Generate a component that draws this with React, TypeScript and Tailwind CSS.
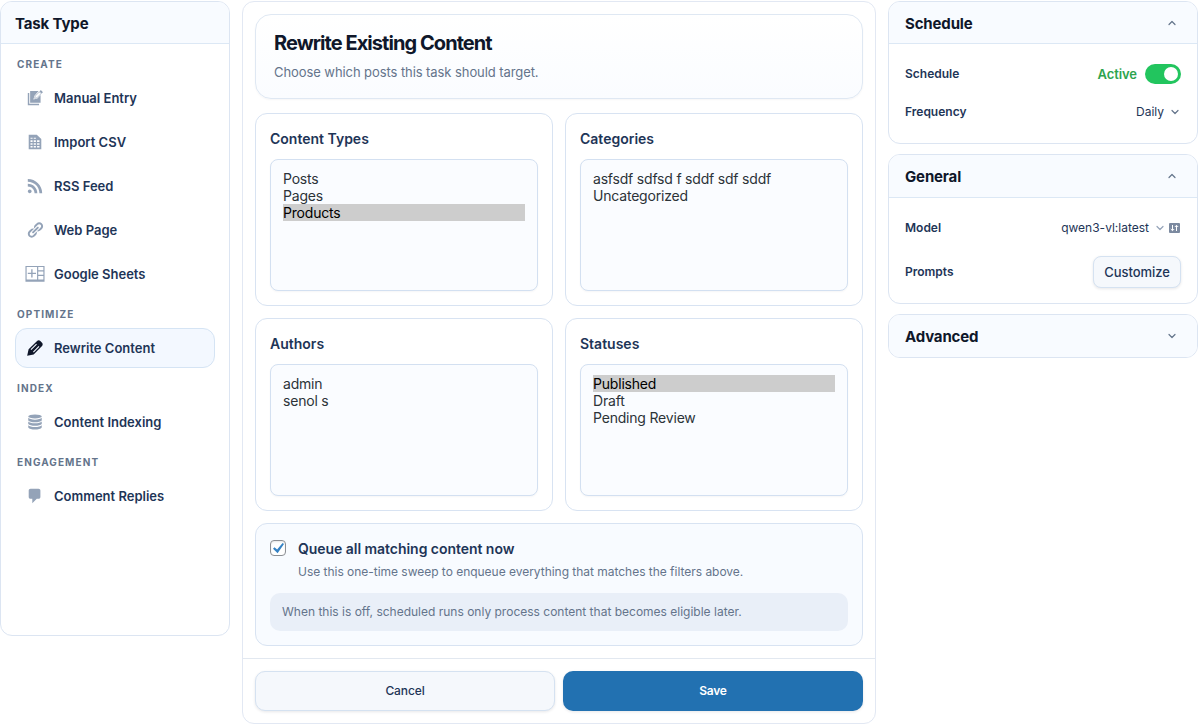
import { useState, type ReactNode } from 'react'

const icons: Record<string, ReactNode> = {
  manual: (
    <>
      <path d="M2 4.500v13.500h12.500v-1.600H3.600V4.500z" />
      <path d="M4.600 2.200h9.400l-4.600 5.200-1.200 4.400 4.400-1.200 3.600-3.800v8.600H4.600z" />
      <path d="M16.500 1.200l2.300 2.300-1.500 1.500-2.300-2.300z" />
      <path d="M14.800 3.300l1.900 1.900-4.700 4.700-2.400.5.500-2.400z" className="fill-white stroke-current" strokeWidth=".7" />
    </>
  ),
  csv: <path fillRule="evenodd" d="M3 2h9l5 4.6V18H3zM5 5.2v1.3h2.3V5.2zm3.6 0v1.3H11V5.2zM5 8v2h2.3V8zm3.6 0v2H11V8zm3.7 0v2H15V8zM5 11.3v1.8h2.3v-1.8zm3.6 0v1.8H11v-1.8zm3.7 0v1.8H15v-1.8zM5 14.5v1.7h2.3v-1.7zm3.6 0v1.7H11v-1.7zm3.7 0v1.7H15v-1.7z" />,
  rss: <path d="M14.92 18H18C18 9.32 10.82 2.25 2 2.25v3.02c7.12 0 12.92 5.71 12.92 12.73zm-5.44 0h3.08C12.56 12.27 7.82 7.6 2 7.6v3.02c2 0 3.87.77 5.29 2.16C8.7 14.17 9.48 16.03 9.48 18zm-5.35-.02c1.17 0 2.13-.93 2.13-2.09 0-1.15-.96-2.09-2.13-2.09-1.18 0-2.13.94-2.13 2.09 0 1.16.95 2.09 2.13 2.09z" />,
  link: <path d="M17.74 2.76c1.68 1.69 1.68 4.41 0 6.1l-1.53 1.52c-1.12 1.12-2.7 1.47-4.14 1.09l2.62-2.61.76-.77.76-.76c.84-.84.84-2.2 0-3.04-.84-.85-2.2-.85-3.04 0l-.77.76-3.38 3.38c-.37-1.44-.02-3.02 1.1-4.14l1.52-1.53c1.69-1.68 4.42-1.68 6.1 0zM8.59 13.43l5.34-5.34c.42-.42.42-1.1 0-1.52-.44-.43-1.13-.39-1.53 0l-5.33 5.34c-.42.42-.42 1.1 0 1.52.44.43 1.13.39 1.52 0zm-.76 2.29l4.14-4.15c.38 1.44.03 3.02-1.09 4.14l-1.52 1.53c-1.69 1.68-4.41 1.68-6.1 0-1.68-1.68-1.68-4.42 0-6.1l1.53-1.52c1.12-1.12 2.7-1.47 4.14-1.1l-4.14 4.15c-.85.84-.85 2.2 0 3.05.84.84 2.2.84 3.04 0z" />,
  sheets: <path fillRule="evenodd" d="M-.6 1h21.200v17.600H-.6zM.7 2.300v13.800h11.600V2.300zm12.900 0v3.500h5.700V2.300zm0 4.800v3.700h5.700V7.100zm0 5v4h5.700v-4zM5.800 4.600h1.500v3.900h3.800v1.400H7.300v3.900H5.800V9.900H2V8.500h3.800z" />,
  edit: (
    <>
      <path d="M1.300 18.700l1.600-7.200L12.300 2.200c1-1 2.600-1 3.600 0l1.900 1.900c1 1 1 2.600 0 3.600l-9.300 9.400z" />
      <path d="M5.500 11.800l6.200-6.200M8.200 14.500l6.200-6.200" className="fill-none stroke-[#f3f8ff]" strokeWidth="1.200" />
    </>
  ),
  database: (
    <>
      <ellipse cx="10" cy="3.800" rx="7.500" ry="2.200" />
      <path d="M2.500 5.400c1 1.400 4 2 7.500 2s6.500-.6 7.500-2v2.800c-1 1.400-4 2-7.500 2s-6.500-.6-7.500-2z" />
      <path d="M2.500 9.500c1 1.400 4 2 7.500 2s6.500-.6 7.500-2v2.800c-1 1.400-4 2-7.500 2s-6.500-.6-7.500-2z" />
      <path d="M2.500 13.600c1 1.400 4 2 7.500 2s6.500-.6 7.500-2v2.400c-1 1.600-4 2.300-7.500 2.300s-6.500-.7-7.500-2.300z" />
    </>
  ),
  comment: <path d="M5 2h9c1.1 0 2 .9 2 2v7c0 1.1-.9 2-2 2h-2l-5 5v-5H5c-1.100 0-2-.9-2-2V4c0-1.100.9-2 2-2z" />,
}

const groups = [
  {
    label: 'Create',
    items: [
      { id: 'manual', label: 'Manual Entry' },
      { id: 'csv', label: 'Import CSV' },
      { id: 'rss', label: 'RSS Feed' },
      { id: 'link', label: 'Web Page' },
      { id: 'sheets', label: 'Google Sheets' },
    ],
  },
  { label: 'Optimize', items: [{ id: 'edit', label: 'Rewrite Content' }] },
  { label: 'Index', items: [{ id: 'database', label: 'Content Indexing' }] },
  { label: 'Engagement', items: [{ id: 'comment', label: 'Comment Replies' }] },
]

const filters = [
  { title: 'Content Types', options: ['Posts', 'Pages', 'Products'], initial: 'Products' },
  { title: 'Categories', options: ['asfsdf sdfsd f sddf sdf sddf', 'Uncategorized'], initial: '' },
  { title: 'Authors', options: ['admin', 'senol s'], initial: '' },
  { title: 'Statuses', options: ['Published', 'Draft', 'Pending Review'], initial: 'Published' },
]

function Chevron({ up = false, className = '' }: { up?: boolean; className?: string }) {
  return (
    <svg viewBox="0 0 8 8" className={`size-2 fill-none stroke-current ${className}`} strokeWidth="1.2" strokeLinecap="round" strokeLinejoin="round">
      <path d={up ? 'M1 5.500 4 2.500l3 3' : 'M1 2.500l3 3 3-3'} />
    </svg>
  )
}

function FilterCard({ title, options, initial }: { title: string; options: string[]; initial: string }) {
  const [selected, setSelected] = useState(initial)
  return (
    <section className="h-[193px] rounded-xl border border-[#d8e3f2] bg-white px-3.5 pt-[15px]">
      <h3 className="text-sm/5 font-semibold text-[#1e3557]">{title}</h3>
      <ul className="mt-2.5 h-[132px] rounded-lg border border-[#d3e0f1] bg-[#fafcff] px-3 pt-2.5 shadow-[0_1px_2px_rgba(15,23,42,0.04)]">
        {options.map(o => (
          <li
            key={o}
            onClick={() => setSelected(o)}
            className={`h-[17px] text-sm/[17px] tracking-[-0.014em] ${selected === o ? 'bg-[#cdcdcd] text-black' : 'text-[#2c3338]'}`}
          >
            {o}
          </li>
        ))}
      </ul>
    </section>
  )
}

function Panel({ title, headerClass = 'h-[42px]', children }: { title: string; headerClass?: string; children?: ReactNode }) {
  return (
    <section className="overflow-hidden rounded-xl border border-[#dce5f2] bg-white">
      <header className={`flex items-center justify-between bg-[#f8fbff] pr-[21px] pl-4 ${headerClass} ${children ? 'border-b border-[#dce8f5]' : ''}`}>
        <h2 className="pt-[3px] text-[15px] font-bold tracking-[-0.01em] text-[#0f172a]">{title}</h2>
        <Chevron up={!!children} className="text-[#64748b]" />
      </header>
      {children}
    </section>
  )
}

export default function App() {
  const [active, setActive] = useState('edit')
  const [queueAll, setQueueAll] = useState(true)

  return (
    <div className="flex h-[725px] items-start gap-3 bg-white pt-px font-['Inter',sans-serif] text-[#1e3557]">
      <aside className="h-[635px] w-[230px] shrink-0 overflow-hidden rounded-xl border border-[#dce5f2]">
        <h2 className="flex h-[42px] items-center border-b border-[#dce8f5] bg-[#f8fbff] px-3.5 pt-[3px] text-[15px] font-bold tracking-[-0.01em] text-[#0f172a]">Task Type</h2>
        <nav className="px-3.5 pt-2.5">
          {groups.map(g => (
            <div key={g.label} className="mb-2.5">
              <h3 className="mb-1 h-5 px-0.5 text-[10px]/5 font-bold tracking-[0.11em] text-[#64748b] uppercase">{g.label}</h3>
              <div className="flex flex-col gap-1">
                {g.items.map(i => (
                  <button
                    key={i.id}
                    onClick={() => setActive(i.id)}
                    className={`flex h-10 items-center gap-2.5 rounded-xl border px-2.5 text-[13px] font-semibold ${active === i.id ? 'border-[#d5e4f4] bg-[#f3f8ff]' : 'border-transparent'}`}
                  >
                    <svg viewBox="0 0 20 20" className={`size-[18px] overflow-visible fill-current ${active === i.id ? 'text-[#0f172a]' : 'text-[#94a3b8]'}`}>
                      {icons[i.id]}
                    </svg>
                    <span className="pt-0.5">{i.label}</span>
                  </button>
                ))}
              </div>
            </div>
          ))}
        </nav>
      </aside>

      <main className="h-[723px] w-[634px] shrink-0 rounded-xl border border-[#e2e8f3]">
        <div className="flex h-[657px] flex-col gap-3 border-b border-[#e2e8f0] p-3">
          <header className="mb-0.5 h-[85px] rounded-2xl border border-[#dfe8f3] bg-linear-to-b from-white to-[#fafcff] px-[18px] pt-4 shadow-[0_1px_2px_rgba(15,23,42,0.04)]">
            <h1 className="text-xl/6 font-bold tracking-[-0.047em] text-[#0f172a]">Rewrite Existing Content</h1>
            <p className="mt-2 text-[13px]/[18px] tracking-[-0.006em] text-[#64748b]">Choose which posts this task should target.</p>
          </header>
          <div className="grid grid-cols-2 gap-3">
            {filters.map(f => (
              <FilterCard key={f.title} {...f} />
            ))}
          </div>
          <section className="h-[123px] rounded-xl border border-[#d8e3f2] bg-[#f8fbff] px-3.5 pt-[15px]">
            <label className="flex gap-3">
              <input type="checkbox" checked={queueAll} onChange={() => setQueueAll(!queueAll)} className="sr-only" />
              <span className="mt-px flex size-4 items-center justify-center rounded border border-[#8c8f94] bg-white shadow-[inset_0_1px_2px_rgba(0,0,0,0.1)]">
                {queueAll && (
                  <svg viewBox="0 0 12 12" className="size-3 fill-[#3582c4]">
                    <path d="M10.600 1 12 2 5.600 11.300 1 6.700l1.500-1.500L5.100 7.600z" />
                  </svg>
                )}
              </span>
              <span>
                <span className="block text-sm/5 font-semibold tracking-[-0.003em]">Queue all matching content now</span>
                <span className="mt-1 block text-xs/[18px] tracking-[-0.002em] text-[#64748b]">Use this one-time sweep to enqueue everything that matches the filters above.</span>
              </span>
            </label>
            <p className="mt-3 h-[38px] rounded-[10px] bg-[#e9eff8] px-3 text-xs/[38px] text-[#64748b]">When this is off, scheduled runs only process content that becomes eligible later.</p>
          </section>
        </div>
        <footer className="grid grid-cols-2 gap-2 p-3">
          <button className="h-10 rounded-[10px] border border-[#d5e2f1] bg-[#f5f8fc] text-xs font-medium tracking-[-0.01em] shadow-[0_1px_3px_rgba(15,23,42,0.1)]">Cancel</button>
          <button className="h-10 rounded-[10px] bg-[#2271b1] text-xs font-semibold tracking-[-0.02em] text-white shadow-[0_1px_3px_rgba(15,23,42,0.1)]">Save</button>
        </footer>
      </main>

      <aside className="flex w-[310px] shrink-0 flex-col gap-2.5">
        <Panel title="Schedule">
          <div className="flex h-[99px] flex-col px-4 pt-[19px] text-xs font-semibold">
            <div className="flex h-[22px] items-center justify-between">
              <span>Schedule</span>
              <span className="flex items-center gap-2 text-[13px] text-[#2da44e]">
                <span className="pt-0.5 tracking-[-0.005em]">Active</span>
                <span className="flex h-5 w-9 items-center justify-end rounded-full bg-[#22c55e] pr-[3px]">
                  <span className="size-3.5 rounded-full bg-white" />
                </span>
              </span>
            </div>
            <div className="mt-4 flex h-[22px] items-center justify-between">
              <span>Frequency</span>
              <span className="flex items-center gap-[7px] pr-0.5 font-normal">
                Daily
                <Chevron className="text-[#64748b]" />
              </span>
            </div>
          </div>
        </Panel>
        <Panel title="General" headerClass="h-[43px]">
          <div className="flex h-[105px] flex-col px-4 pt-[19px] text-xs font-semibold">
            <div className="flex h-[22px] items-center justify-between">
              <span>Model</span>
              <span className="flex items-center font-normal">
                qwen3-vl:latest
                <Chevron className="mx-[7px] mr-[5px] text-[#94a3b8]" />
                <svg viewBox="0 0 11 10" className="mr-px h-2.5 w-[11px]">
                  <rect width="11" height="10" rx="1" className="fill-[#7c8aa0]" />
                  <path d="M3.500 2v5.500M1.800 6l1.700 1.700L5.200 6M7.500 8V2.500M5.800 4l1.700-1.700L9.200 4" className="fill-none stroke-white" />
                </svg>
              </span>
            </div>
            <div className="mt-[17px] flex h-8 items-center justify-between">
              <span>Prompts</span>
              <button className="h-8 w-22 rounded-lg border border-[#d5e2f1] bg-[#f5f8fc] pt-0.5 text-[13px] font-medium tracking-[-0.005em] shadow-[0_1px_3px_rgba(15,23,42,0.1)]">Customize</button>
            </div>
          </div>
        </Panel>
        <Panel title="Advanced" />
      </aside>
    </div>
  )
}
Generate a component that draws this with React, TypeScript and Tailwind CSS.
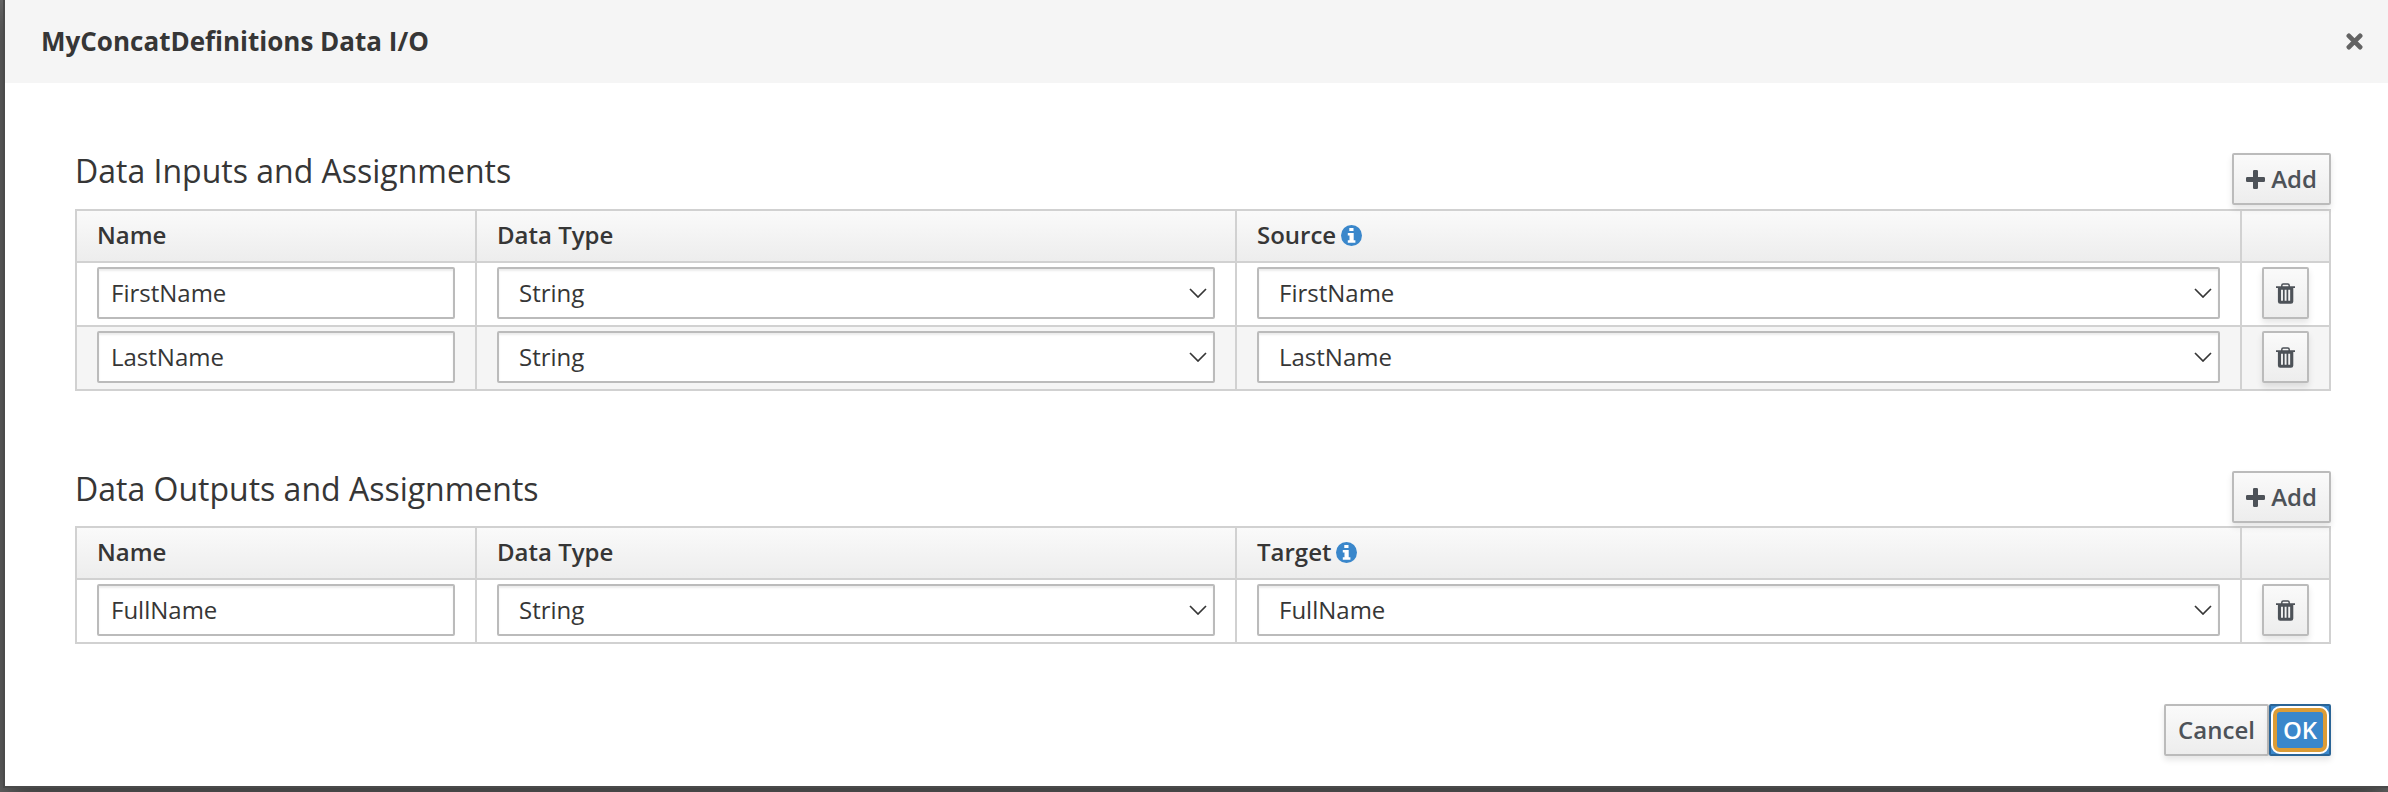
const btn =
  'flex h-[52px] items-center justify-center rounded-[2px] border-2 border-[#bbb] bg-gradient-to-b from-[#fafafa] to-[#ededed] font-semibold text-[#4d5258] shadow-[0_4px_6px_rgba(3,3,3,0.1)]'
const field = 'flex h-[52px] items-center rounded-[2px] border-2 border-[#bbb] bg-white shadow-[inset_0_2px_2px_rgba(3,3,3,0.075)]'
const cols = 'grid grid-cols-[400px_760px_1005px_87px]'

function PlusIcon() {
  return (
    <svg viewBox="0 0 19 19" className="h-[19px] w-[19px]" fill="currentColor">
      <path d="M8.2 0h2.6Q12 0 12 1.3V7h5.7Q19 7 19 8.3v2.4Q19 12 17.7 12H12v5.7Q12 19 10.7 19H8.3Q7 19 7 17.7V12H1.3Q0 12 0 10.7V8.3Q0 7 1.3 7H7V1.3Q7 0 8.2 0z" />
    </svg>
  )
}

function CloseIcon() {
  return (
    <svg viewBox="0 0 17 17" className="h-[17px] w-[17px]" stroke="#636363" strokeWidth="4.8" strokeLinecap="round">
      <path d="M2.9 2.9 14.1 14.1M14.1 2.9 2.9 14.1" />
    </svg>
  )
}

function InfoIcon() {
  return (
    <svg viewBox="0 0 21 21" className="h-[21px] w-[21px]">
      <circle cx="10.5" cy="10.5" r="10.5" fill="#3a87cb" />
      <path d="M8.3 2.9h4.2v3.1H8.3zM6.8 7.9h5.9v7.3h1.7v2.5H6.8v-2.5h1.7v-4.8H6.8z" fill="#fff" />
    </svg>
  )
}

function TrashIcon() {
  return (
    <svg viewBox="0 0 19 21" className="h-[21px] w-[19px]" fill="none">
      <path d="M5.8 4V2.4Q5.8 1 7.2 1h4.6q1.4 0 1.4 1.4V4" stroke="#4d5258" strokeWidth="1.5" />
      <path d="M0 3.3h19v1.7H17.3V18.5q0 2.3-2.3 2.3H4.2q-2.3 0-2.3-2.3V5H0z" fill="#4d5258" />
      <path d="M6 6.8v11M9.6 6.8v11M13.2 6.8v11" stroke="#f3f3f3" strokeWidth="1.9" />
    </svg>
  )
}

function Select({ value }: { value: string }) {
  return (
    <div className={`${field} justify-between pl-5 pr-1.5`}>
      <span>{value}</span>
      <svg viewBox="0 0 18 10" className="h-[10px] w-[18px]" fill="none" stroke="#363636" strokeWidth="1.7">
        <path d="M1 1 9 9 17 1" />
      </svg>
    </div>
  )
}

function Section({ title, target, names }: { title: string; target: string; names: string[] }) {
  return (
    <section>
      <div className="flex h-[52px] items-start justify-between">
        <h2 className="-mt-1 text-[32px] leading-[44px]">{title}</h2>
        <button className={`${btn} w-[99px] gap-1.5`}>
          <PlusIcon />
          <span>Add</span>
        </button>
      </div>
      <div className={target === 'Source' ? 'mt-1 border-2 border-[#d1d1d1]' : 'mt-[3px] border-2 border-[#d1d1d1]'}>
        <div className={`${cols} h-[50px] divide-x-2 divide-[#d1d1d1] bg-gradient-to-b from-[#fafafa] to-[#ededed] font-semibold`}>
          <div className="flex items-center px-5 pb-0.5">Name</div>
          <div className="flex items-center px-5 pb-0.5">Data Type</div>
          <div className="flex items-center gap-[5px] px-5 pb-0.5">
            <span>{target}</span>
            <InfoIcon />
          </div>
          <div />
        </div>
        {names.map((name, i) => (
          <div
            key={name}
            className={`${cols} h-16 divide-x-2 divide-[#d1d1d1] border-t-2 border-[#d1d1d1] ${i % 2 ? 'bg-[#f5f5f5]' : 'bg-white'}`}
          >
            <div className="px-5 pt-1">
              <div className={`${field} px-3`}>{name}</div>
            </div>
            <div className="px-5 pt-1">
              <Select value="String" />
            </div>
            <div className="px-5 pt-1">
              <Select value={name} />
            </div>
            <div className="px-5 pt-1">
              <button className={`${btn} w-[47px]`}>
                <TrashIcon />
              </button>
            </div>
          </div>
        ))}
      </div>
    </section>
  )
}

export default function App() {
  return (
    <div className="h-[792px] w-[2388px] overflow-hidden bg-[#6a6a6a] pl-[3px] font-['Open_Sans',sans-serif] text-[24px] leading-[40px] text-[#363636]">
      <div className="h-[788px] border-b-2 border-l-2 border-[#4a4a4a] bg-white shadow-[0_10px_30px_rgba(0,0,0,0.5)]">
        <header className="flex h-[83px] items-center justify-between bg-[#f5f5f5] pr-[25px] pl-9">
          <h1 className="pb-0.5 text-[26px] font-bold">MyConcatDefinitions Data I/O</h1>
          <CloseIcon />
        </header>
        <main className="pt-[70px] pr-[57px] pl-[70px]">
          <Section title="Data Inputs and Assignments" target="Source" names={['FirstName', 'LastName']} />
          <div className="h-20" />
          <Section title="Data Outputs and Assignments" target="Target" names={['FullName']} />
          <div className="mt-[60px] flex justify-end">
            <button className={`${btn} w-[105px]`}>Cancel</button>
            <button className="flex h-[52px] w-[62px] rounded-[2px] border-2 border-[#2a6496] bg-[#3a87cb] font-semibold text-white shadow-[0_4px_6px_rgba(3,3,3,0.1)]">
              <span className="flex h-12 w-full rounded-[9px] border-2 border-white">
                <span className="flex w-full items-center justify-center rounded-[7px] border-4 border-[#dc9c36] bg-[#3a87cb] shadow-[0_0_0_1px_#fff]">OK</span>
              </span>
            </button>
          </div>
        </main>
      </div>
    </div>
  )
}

======

The required output is the exact run of lines from the start of the records through the line containing "useState, type ReactNode", both ends included, with no pictures.

Generate a component that draws this with React, TypeScript and Tailwind CSS.
import { useState, type ReactNode } from 'react'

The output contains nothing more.